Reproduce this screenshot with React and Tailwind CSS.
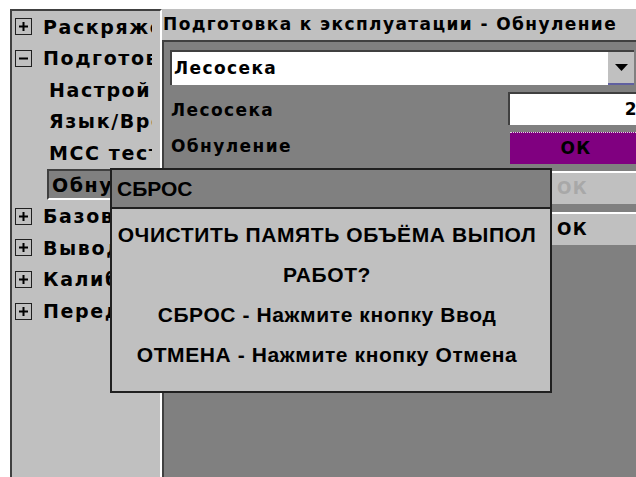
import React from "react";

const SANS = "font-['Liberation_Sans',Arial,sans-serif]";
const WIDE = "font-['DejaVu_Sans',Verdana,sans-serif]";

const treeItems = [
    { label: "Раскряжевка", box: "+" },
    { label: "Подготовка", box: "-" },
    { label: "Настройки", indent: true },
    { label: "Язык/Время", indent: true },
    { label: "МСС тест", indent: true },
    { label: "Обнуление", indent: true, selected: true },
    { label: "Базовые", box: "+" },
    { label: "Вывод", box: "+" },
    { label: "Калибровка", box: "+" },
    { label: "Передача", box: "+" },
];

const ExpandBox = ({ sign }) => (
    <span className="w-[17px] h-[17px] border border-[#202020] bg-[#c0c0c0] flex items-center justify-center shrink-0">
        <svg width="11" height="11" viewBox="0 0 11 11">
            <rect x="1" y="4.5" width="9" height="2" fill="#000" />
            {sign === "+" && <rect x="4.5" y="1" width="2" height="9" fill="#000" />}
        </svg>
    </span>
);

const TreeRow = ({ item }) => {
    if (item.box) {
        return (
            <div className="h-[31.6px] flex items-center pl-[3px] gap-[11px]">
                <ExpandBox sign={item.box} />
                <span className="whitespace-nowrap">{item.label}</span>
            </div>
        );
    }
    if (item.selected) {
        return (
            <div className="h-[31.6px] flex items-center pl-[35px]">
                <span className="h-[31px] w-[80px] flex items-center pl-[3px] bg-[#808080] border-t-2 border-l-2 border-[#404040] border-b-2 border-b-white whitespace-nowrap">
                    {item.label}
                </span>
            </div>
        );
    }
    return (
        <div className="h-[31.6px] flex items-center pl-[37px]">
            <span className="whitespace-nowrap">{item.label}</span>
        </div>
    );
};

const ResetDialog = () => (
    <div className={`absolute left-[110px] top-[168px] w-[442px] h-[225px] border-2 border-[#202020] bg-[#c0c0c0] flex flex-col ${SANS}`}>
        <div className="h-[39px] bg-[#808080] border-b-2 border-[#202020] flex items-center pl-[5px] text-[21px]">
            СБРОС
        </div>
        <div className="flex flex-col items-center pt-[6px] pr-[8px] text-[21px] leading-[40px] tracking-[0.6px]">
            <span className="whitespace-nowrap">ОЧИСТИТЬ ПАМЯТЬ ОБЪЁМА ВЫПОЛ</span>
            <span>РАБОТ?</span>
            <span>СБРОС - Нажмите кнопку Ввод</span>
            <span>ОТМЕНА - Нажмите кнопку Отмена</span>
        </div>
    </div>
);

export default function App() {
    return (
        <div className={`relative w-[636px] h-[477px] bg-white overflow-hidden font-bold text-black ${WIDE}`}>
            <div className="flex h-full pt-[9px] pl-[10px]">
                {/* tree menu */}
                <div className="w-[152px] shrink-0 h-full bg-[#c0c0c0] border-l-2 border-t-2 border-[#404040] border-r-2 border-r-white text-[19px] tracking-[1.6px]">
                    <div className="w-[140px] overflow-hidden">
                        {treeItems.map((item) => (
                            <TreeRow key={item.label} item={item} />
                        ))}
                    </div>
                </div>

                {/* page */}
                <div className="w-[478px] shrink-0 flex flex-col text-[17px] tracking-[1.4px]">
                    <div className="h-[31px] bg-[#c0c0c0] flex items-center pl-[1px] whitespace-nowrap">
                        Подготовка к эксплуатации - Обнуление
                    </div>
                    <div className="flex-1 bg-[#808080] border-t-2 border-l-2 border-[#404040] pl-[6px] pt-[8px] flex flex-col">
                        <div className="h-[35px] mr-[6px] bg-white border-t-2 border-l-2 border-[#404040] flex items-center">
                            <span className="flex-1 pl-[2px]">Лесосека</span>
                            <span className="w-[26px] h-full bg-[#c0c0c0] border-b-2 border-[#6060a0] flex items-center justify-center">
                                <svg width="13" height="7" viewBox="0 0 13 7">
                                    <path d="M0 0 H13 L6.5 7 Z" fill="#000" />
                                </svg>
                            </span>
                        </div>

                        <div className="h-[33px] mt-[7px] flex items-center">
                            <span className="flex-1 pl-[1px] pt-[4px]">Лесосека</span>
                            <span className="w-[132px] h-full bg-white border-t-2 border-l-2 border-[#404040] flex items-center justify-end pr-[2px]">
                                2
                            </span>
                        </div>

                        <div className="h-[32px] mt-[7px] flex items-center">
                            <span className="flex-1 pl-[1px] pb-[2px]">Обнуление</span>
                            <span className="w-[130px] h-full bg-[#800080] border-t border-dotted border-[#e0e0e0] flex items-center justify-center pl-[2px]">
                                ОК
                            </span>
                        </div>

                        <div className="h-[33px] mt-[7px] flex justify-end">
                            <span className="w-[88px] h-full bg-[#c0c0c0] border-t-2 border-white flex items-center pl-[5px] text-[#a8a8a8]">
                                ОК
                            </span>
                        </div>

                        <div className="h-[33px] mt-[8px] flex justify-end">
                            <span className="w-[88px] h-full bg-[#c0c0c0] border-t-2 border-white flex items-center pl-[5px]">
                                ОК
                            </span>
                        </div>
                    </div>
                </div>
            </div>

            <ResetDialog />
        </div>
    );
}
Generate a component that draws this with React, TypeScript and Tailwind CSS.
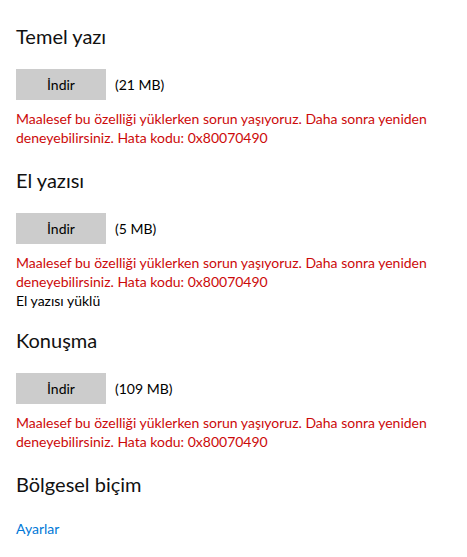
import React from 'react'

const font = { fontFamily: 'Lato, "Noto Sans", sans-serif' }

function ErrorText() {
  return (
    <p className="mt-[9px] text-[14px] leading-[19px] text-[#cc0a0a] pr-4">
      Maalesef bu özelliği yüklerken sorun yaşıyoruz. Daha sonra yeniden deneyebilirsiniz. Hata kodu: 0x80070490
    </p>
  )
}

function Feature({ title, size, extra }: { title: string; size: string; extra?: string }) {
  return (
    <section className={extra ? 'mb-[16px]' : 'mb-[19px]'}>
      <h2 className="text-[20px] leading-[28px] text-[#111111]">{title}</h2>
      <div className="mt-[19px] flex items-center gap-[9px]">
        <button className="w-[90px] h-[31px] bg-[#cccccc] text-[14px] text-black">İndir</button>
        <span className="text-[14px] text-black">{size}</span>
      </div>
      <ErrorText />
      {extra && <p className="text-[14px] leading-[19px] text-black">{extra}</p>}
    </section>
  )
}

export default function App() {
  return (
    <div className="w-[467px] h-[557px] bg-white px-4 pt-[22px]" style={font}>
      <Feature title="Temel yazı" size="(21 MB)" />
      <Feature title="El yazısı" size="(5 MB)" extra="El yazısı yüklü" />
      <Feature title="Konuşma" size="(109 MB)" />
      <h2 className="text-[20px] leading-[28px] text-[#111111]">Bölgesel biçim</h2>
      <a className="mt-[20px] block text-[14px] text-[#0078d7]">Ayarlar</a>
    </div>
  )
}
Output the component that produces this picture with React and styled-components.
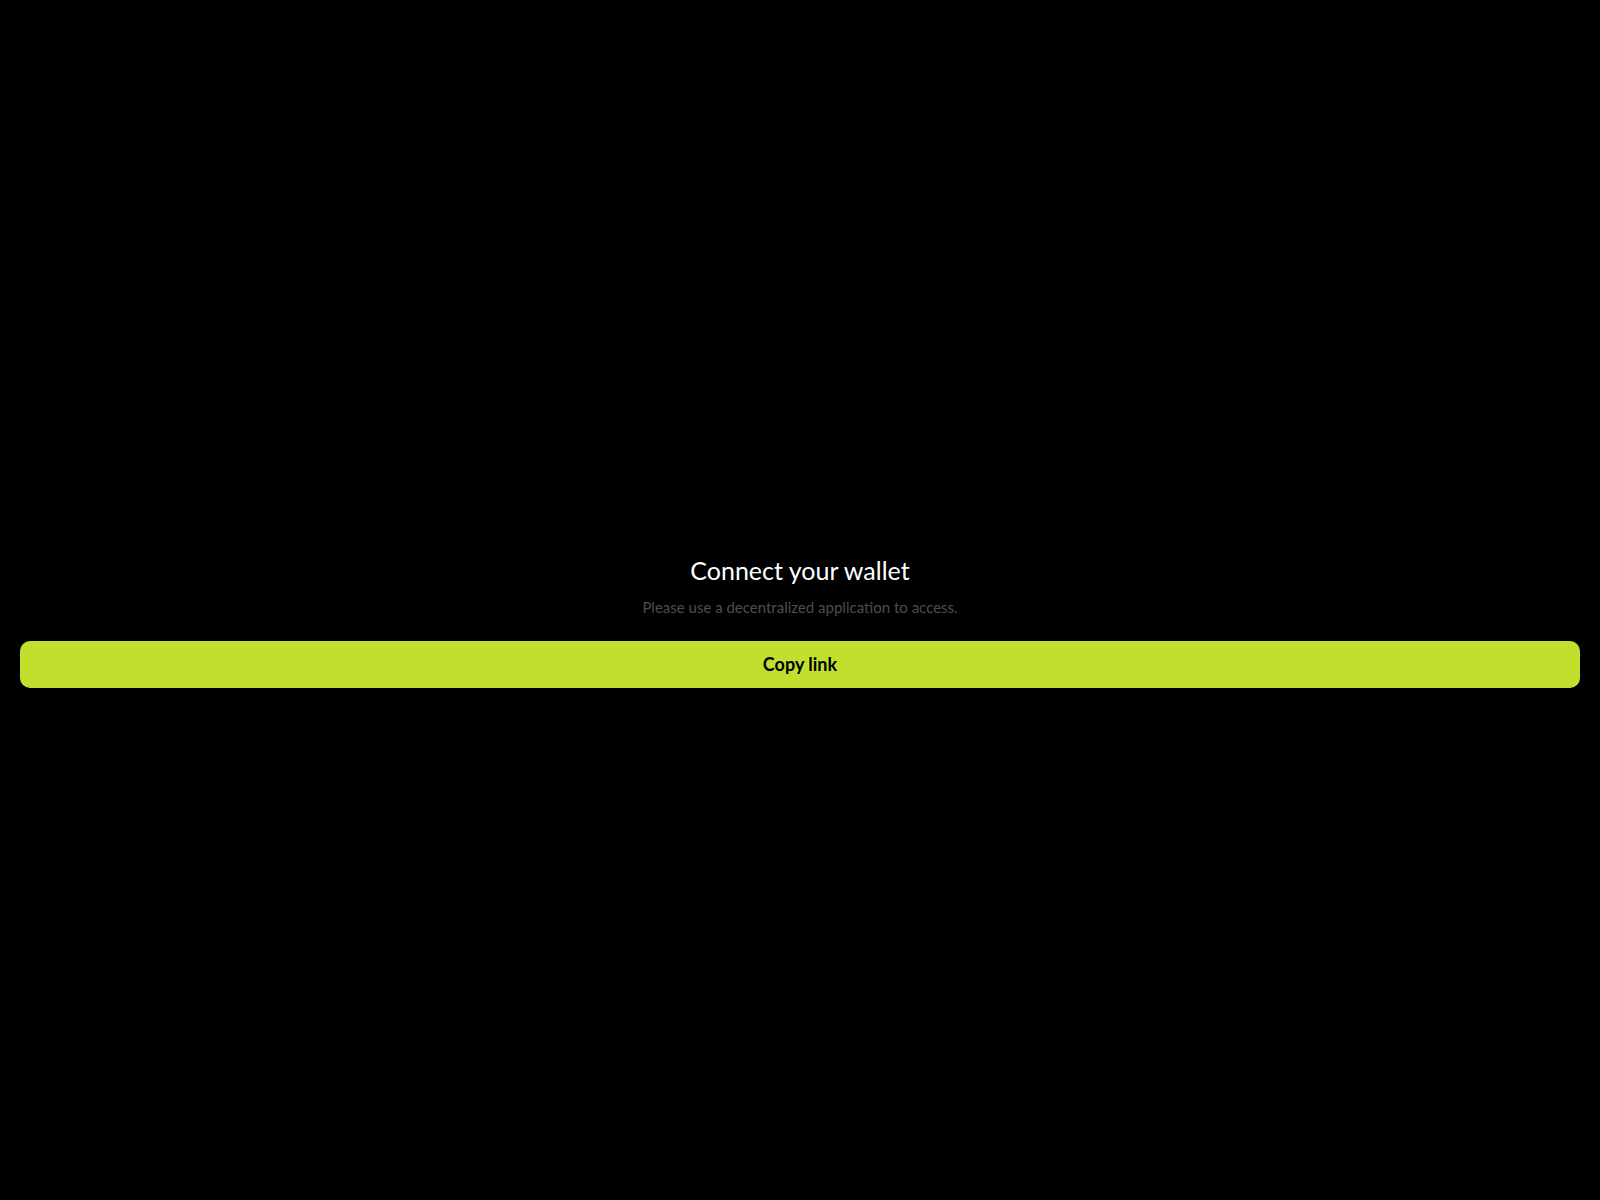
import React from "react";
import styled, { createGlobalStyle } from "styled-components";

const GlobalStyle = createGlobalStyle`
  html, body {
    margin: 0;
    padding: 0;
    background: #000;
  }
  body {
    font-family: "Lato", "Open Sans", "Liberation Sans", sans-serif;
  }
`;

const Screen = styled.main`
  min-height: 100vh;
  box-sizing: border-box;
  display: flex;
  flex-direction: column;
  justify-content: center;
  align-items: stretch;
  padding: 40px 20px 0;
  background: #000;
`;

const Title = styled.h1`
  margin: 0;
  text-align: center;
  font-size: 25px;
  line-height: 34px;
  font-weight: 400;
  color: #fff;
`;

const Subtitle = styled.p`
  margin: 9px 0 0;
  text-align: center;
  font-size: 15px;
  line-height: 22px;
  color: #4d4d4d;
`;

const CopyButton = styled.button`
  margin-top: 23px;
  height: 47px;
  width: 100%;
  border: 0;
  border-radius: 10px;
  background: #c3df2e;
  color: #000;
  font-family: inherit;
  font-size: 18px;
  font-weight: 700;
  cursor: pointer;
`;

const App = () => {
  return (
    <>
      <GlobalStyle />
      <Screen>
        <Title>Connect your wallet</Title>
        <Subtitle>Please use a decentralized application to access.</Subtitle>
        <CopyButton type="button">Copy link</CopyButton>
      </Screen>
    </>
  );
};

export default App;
• • •
| Stated task |
Of the lines in the entries, how many include the word "Tailwind"? State only the number.

| Task result |
2